GOAL OF THE EXERCISE »
Copy all of the material exactly. Pictures are not to appear in the copy.

INFORMATION PROVIDED »

^^^^

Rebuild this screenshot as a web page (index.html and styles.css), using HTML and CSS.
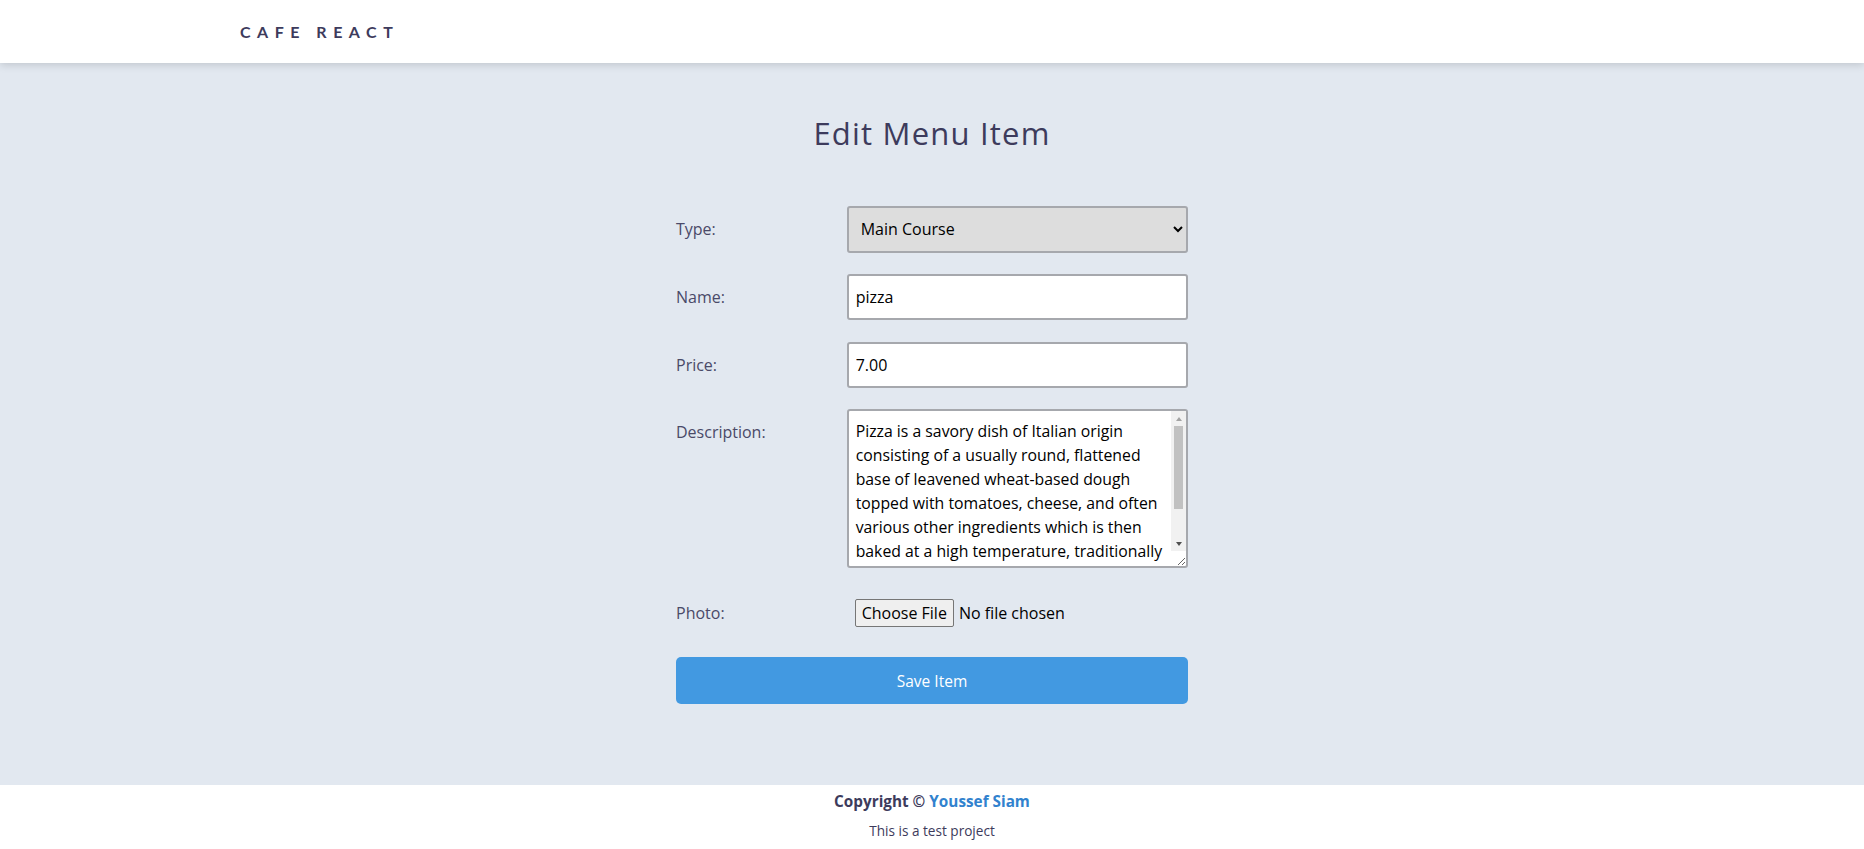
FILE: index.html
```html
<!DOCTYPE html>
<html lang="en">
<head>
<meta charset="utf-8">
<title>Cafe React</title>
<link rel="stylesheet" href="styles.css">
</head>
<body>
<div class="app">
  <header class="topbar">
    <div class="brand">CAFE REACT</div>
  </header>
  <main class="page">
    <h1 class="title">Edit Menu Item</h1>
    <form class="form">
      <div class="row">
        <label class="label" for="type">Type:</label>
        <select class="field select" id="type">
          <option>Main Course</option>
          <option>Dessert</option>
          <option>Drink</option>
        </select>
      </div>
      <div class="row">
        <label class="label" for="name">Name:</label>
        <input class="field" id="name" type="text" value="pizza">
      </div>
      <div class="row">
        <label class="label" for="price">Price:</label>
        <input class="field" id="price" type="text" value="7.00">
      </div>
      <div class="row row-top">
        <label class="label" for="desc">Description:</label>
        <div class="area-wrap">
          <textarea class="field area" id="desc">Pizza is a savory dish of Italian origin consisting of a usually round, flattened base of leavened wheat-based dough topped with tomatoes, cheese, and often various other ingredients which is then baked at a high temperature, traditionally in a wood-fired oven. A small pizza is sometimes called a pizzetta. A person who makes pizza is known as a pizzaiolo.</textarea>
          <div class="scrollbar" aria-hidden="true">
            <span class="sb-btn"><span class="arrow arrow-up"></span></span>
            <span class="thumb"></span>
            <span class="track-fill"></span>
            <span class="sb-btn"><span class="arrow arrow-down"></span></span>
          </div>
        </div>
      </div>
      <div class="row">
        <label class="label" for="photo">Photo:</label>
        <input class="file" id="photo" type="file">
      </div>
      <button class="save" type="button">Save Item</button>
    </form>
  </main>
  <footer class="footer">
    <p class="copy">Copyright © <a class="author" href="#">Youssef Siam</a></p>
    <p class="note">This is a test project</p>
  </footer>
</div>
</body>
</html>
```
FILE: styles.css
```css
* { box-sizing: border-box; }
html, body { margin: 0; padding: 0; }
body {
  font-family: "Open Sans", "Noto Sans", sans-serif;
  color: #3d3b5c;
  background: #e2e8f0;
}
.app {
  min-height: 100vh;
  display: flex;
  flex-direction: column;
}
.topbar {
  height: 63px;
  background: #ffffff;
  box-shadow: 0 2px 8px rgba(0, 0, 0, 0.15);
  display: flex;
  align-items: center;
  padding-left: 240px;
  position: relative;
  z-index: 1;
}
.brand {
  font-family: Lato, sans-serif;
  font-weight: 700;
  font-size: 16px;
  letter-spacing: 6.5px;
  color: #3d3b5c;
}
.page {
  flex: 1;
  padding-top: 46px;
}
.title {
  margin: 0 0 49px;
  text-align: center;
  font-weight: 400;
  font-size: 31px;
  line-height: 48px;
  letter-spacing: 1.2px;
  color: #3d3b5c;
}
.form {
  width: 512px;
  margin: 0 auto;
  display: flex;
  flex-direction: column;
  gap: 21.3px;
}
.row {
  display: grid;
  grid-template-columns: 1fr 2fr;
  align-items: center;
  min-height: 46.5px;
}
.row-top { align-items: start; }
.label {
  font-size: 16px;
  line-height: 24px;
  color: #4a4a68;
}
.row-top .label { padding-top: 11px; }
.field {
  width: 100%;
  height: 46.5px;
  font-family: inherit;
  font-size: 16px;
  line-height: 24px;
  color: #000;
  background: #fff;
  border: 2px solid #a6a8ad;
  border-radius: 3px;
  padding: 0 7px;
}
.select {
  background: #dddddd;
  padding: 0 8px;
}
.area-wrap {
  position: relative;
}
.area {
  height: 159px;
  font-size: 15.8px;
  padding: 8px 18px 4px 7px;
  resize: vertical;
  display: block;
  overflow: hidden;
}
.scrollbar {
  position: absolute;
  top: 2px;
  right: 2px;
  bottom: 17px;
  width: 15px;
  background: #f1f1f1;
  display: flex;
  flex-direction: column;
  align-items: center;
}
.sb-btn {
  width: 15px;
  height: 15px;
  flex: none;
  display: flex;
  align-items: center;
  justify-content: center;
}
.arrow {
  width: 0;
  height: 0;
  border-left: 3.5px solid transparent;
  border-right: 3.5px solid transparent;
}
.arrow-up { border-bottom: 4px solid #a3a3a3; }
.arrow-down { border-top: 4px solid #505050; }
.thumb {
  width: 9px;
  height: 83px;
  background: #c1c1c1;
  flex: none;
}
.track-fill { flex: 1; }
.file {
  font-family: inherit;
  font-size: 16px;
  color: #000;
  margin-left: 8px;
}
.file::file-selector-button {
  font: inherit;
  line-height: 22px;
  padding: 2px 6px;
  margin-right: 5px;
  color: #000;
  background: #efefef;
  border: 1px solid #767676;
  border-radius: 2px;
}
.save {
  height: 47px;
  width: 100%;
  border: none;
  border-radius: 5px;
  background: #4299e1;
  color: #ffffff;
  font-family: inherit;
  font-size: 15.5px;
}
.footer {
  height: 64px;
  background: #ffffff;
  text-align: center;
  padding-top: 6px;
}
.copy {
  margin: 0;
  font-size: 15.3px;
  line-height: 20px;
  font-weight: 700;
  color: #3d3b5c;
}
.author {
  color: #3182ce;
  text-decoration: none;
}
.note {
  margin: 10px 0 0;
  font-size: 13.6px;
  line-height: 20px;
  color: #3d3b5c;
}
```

^^^^

RESULT OF THIS TASK »
Rebuild this screenshot as a web page (index.html and styles.css), using HTML and CSS.
FILE: index.html
```html
<!DOCTYPE html>
<html lang="en">
<head>
<meta charset="utf-8">
<title>Cafe React</title>
<link rel="stylesheet" href="styles.css">
</head>
<body>
<div class="app">
  <header class="topbar">
    <div class="brand">CAFE REACT</div>
  </header>
  <main class="page">
    <h1 class="title">Edit Menu Item</h1>
    <form class="form">
      <div class="row">
        <label class="label" for="type">Type:</label>
        <select class="field select" id="type">
          <option>Main Course</option>
          <option>Dessert</option>
          <option>Drink</option>
        </select>
      </div>
      <div class="row">
        <label class="label" for="name">Name:</label>
        <input class="field" id="name" type="text" value="pizza">
      </div>
      <div class="row">
        <label class="label" for="price">Price:</label>
        <input class="field" id="price" type="text" value="7.00">
      </div>
      <div class="row row-top">
        <label class="label" for="desc">Description:</label>
        <div class="area-wrap">
          <textarea class="field area" id="desc">Pizza is a savory dish of Italian origin consisting of a usually round, flattened base of leavened wheat-based dough topped with tomatoes, cheese, and often various other ingredients which is then baked at a high temperature, traditionally in a wood-fired oven. A small pizza is sometimes called a pizzetta. A person who makes pizza is known as a pizzaiolo.</textarea>
          <div class="scrollbar" aria-hidden="true">
            <span class="sb-btn"><span class="arrow arrow-up"></span></span>
            <span class="thumb"></span>
            <span class="track-fill"></span>
            <span class="sb-btn"><span class="arrow arrow-down"></span></span>
          </div>
        </div>
      </div>
      <div class="row">
        <label class="label" for="photo">Photo:</label>
        <input class="file" id="photo" type="file">
      </div>
      <button class="save" type="button">Save Item</button>
    </form>
  </main>
  <footer class="footer">
    <p class="copy">Copyright © <a class="author" href="#">Youssef Siam</a></p>
    <p class="note">This is a test project</p>
  </footer>
</div>
</body>
</html>
```
FILE: styles.css
```css
* { box-sizing: border-box; }
html, body { margin: 0; padding: 0; }
body {
  font-family: "Open Sans", "Noto Sans", sans-serif;
  color: #3d3b5c;
  background: #e2e8f0;
}
.app {
  min-height: 100vh;
  display: flex;
  flex-direction: column;
}
.topbar {
  height: 63px;
  background: #ffffff;
  box-shadow: 0 2px 8px rgba(0, 0, 0, 0.15);
  display: flex;
  align-items: center;
  padding-left: 240px;
  position: relative;
  z-index: 1;
}
.brand {
  font-family: Lato, sans-serif;
  font-weight: 700;
  font-size: 16px;
  letter-spacing: 6.5px;
  color: #3d3b5c;
}
.page {
  flex: 1;
  padding-top: 46px;
}
.title {
  margin: 0 0 49px;
  text-align: center;
  font-weight: 400;
  font-size: 31px;
  line-height: 48px;
  letter-spacing: 1.2px;
  color: #3d3b5c;
}
.form {
  width: 512px;
  margin: 0 auto;
  display: flex;
  flex-direction: column;
  gap: 21.3px;
}
.row {
  display: grid;
  grid-template-columns: 1fr 2fr;
  align-items: center;
  min-height: 46.5px;
}
.row-top { align-items: start; }
.label {
  font-size: 16px;
  line-height: 24px;
  color: #4a4a68;
}
.row-top .label { padding-top: 11px; }
.field {
  width: 100%;
  height: 46.5px;
  font-family: inherit;
  font-size: 16px;
  line-height: 24px;
  color: #000;
  background: #fff;
  border: 2px solid #a6a8ad;
  border-radius: 3px;
  padding: 0 7px;
}
.select {
  background: #dddddd;
  padding: 0 8px;
}
.area-wrap {
  position: relative;
}
.area {
  height: 159px;
  font-size: 15.8px;
  padding: 8px 18px 4px 7px;
  resize: vertical;
  display: block;
  overflow: hidden;
}
.scrollbar {
  position: absolute;
  top: 2px;
  right: 2px;
  bottom: 17px;
  width: 15px;
  background: #f1f1f1;
  display: flex;
  flex-direction: column;
  align-items: center;
}
.sb-btn {
  width: 15px;
  height: 15px;
  flex: none;
  display: flex;
  align-items: center;
  justify-content: center;
}
.arrow {
  width: 0;
  height: 0;
  border-left: 3.5px solid transparent;
  border-right: 3.5px solid transparent;
}
.arrow-up { border-bottom: 4px solid #a3a3a3; }
.arrow-down { border-top: 4px solid #505050; }
.thumb {
  width: 9px;
  height: 83px;
  background: #c1c1c1;
  flex: none;
}
.track-fill { flex: 1; }
.file {
  font-family: inherit;
  font-size: 16px;
  color: #000;
  margin-left: 8px;
}
.file::file-selector-button {
  font: inherit;
  line-height: 22px;
  padding: 2px 6px;
  margin-right: 5px;
  color: #000;
  background: #efefef;
  border: 1px solid #767676;
  border-radius: 2px;
}
.save {
  height: 47px;
  width: 100%;
  border: none;
  border-radius: 5px;
  background: #4299e1;
  color: #ffffff;
  font-family: inherit;
  font-size: 15.5px;
}
.footer {
  height: 64px;
  background: #ffffff;
  text-align: center;
  padding-top: 6px;
}
.copy {
  margin: 0;
  font-size: 15.3px;
  line-height: 20px;
  font-weight: 700;
  color: #3d3b5c;
}
.author {
  color: #3182ce;
  text-decoration: none;
}
.note {
  margin: 10px 0 0;
  font-size: 13.6px;
  line-height: 20px;
  color: #3d3b5c;
}
```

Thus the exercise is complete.